**Data extract:**
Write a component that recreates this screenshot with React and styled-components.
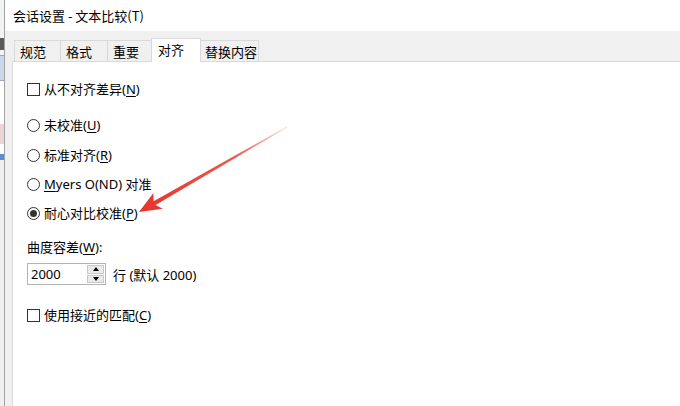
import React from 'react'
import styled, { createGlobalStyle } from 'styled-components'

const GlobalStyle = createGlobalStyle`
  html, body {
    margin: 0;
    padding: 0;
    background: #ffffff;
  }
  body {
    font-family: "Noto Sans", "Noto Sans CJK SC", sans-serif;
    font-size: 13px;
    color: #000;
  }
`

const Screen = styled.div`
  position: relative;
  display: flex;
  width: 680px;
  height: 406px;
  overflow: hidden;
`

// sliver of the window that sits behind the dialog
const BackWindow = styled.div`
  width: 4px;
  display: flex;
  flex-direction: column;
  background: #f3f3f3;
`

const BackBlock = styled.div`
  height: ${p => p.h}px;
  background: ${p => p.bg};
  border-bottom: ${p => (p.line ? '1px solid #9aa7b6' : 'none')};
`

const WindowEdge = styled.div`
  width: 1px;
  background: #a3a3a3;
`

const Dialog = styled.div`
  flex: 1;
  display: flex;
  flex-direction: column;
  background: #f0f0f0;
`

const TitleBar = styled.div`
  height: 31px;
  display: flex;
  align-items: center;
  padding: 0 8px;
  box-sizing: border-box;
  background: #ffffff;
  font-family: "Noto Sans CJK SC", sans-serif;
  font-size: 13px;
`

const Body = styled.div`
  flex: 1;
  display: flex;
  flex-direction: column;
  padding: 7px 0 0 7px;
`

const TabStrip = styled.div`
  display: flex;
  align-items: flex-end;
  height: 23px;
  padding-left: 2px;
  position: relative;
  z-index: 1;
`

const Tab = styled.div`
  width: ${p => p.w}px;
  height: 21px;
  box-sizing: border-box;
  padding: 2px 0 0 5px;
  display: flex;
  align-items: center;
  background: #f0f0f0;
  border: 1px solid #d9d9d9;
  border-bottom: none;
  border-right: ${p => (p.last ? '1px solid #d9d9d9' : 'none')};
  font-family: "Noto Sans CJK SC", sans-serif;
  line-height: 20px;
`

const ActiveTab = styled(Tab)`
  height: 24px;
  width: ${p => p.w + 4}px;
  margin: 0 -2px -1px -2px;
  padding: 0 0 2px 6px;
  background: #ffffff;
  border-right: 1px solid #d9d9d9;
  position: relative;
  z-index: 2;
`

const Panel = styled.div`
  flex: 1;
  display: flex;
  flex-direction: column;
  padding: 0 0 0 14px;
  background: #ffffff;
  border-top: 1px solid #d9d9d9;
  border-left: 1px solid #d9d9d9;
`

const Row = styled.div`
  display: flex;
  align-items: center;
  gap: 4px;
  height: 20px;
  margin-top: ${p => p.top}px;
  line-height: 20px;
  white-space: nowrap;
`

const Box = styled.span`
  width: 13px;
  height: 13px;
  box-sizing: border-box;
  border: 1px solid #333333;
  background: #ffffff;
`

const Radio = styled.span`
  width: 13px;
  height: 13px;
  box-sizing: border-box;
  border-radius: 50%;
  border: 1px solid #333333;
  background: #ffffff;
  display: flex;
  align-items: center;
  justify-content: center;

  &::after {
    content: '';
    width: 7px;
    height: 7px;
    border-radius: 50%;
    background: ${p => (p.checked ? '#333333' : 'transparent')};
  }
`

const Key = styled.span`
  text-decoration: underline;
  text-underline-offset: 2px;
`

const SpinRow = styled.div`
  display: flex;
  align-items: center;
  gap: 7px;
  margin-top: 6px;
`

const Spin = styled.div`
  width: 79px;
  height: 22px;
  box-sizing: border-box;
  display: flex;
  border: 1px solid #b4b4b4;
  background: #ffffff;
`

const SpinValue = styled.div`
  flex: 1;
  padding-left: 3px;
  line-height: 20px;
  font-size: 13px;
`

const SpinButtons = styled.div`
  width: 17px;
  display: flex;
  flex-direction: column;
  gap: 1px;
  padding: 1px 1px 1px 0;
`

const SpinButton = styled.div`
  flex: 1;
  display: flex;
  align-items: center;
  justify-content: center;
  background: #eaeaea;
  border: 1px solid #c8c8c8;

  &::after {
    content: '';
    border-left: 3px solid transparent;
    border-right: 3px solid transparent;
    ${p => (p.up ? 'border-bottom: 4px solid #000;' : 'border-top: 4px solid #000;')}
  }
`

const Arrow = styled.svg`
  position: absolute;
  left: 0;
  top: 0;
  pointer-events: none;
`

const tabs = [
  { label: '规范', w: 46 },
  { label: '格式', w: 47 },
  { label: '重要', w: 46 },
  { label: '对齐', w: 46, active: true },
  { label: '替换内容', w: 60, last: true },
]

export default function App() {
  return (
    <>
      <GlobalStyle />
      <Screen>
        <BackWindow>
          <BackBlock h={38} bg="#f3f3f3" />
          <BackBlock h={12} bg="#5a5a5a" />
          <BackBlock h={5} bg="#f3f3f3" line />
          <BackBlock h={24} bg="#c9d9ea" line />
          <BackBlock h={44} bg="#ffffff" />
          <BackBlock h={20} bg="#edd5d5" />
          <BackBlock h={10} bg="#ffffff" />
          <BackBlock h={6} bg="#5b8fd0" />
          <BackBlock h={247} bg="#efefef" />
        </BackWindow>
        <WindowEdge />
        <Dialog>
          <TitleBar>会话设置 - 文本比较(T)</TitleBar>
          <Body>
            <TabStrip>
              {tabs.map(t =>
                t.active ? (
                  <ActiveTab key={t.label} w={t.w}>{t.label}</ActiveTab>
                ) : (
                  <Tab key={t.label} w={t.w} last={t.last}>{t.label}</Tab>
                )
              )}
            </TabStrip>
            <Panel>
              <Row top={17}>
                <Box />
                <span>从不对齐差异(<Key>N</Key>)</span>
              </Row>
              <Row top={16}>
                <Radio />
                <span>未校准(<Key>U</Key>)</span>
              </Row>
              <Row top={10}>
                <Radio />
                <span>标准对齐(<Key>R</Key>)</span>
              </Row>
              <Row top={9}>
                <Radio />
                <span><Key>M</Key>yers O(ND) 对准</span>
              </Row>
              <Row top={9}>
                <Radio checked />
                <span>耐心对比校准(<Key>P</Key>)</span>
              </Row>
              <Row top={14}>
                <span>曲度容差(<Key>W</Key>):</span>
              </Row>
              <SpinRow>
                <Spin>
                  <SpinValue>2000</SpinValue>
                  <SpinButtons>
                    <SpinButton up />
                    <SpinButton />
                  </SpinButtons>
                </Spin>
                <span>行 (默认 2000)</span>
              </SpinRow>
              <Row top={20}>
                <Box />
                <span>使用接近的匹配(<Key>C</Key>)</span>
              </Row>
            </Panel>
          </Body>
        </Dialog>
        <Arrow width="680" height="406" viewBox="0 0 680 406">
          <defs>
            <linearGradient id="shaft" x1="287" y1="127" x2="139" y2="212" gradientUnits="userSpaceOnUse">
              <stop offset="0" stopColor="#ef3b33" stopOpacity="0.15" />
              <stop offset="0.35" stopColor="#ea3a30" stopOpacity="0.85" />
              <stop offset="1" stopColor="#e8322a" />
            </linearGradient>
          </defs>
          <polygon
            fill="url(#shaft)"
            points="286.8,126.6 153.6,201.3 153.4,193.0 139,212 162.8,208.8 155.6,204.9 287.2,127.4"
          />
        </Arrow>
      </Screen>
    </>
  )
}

**Task to complete:** Copy out the lines in which the string "components" appears.

**Output for this task:**
Write a component that recreates this screenshot with React and styled-components.
import styled, { createGlobalStyle } from 'styled-components'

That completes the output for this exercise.